(Entries with page source code)

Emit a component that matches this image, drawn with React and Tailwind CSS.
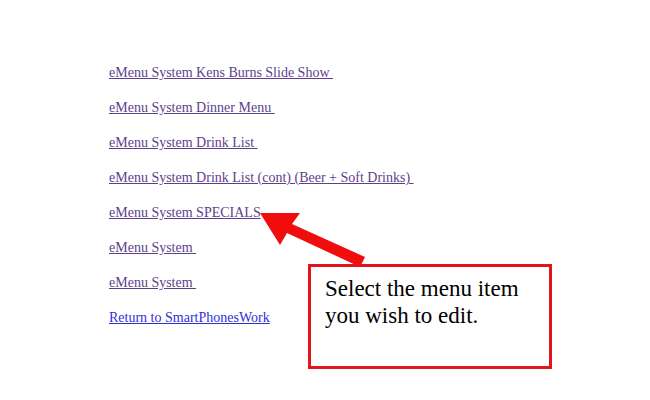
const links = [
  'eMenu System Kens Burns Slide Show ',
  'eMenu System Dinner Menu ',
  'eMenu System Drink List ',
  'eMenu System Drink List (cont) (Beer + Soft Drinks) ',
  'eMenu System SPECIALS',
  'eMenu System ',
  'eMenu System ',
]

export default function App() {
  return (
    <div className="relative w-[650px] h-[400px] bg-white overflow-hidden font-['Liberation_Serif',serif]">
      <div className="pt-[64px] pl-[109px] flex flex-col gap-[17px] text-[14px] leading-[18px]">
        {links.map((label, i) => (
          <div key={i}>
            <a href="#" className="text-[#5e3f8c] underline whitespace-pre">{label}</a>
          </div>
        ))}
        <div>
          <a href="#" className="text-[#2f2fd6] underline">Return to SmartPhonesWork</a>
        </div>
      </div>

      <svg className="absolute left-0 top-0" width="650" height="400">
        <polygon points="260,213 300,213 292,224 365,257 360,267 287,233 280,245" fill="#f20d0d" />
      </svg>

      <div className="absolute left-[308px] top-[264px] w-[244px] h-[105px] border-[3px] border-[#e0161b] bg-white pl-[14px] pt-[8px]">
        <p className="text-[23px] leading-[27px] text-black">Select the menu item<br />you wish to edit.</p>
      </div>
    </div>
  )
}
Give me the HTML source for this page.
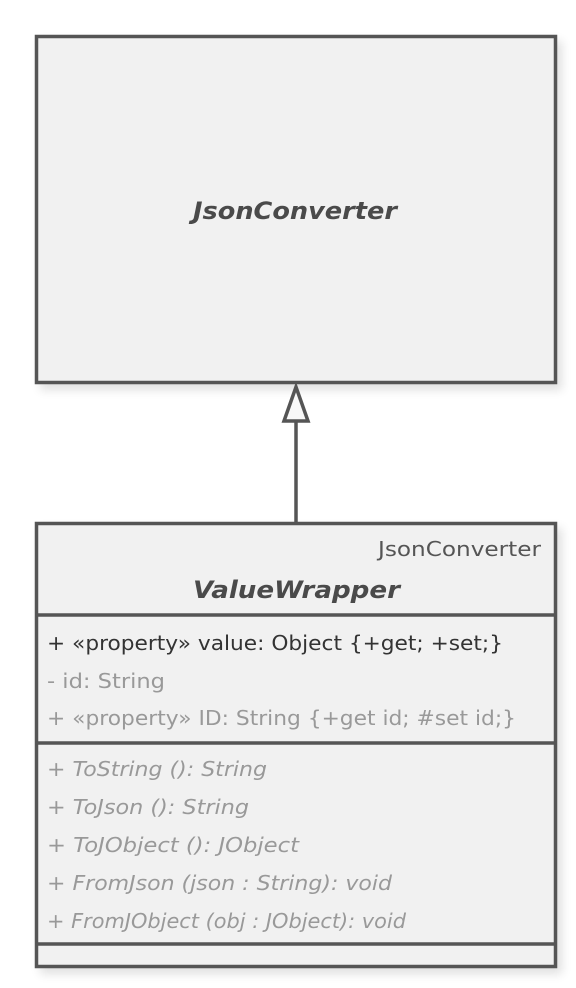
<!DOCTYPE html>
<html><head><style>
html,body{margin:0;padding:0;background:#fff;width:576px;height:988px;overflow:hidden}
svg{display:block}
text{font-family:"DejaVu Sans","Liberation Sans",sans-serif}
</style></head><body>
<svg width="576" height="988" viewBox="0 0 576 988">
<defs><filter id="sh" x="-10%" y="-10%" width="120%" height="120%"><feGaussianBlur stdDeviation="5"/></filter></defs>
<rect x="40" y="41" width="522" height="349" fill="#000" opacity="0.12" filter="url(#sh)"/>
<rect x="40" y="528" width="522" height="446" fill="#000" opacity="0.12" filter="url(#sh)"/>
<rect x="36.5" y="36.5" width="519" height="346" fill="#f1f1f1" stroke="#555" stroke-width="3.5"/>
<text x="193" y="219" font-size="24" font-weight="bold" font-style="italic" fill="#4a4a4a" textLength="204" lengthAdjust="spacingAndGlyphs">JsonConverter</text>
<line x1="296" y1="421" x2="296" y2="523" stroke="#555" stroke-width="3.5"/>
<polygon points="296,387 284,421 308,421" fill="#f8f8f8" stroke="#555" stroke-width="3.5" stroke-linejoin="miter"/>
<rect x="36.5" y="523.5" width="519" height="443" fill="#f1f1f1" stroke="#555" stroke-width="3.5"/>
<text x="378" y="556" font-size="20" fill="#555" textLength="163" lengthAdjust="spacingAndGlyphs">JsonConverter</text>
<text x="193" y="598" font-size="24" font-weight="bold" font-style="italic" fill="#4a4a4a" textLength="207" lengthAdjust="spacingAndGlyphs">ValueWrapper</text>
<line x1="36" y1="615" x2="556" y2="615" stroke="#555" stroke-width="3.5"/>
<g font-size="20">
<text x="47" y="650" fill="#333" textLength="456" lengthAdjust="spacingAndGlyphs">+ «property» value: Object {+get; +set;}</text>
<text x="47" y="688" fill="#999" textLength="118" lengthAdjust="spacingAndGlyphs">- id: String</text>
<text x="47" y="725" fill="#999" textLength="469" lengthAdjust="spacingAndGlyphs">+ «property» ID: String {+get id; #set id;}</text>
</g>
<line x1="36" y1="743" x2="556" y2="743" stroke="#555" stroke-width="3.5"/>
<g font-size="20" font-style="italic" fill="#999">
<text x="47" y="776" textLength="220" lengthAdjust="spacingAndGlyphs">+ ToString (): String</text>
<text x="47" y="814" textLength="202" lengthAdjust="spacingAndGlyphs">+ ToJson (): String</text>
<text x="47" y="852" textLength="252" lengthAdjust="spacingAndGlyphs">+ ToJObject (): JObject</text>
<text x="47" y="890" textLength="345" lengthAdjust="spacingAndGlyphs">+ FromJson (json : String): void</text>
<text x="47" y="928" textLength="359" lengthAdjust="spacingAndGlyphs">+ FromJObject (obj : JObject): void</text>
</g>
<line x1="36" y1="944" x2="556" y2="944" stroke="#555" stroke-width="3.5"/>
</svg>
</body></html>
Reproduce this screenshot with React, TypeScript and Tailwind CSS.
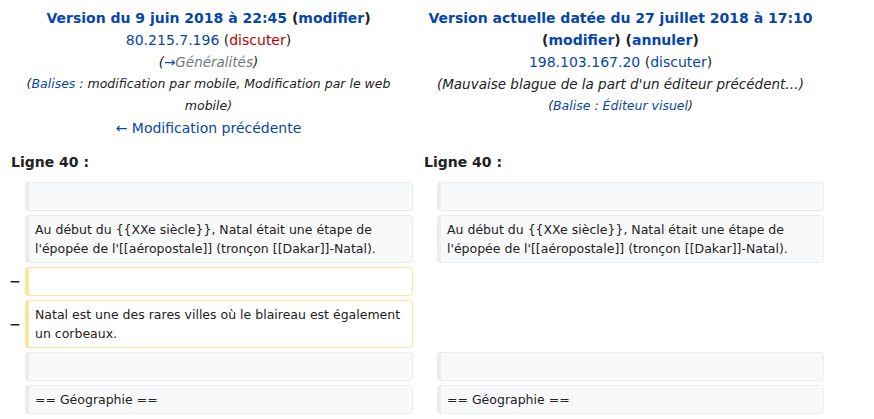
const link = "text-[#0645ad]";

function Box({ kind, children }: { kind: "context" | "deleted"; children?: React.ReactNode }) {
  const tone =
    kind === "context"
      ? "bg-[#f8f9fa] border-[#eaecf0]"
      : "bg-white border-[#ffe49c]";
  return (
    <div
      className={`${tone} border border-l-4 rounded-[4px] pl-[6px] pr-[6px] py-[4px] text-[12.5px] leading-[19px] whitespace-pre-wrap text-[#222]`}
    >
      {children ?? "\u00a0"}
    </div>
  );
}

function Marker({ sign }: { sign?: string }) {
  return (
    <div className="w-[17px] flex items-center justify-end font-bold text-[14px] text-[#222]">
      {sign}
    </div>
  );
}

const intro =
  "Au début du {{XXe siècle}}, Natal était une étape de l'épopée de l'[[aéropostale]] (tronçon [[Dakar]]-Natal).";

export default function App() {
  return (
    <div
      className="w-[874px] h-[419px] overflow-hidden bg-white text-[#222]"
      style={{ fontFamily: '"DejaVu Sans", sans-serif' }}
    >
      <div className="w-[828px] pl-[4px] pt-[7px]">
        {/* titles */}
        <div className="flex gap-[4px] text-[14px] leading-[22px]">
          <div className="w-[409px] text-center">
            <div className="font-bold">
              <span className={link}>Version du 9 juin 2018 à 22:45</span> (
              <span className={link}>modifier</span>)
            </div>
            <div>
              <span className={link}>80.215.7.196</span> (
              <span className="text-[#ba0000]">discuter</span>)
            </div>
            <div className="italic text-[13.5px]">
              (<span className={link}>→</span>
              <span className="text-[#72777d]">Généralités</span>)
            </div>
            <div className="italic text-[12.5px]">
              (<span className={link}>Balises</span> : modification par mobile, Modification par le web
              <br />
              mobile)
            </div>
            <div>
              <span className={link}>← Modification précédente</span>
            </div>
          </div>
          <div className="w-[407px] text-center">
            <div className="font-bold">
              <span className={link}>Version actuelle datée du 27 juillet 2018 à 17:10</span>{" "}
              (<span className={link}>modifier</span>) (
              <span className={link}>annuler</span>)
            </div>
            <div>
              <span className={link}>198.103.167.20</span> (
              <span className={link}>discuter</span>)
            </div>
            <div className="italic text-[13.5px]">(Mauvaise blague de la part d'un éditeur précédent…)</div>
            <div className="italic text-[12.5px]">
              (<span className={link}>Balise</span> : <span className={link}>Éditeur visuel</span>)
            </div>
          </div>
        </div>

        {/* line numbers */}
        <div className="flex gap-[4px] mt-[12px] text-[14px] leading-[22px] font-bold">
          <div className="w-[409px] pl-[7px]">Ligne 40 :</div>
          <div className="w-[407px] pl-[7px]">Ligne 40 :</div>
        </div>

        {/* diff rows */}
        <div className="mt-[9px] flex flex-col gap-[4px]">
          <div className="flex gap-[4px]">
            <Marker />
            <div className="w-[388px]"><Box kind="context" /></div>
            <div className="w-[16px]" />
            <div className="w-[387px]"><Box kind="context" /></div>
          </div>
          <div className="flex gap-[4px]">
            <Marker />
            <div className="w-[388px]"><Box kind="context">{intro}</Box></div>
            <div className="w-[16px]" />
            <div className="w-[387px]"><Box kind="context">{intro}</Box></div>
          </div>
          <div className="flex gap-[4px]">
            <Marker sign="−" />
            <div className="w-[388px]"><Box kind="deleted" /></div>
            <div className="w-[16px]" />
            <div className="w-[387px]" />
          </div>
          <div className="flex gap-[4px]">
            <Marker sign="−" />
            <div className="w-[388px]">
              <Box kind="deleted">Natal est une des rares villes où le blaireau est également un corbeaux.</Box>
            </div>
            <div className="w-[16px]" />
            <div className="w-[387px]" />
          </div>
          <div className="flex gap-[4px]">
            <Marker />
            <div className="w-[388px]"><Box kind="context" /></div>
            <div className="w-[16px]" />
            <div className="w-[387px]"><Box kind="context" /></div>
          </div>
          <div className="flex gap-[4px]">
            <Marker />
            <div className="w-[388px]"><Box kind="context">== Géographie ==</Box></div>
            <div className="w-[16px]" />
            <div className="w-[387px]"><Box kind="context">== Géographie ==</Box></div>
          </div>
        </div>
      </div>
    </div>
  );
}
...
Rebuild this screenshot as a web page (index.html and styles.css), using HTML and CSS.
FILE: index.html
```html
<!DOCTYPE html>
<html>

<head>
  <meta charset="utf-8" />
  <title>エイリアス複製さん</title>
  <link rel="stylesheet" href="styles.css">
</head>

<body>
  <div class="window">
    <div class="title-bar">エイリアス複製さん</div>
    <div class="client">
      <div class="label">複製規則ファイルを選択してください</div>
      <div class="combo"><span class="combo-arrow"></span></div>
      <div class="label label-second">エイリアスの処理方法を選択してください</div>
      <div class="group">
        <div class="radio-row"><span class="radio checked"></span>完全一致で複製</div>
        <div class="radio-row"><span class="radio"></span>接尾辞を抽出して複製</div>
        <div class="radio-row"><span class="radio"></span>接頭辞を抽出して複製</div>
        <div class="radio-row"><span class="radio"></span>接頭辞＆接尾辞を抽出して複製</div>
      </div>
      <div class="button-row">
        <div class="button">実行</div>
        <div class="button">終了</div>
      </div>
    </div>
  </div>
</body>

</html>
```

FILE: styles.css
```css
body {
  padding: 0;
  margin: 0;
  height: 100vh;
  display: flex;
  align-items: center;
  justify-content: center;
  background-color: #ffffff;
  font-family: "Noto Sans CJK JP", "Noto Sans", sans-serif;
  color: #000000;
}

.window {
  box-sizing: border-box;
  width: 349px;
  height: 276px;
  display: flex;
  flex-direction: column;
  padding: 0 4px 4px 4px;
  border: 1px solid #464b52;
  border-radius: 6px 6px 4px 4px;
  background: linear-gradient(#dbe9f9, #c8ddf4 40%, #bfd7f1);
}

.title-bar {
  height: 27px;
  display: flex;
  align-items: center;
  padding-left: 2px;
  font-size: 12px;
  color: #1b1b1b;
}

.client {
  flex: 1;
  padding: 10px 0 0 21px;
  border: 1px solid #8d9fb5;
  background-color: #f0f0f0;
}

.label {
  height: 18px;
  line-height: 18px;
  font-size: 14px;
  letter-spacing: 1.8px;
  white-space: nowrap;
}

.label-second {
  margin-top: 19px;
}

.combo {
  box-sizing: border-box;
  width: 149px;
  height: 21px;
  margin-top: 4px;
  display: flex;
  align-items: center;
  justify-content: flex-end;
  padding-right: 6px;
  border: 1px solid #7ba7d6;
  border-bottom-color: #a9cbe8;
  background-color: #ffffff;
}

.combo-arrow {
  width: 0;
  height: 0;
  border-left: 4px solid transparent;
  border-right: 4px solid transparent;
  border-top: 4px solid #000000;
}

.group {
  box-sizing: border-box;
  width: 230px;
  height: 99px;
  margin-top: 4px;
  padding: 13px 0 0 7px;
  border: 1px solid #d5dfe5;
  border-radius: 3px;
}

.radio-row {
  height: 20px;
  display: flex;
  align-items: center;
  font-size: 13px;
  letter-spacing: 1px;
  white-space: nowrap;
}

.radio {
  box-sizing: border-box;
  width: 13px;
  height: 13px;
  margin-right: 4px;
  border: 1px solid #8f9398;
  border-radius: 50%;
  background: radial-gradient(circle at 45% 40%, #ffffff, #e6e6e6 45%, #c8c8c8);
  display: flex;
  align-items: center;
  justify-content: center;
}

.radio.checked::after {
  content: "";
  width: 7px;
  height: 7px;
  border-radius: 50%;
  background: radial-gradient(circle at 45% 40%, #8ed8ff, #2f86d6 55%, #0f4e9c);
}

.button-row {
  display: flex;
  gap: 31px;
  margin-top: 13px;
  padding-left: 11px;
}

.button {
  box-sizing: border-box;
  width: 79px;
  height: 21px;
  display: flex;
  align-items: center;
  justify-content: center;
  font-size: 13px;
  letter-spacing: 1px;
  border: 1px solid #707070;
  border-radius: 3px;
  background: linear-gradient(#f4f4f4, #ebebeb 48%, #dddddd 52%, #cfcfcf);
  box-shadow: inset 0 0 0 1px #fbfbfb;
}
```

_TASK DETAILS_
Write out the lines running from the one that contains "Reproduce this screenshot" through the one that contains "Natal était une", ends included, and nothing else. Pictures stay out of the copy.

_CORRECT RESPONSE_
Reproduce this screenshot with React, TypeScript and Tailwind CSS.
const link = "text-[#0645ad]";

function Box({ kind, children }: { kind: "context" | "deleted"; children?: React.ReactNode }) {
  const tone =
    kind === "context"
      ? "bg-[#f8f9fa] border-[#eaecf0]"
      : "bg-white border-[#ffe49c]";
  return (
    <div
      className={`${tone} border border-l-4 rounded-[4px] pl-[6px] pr-[6px] py-[4px] text-[12.5px] leading-[19px] whitespace-pre-wrap text-[#222]`}
    >
      {children ?? "\u00a0"}
    </div>
  );
}

function Marker({ sign }: { sign?: string }) {
  return (
    <div className="w-[17px] flex items-center justify-end font-bold text-[14px] text-[#222]">
      {sign}
    </div>
  );
}

const intro =
  "Au début du {{XXe siècle}}, Natal était une étape de l'épopée de l'[[aéropostale]] (tronçon [[Dakar]]-Natal).";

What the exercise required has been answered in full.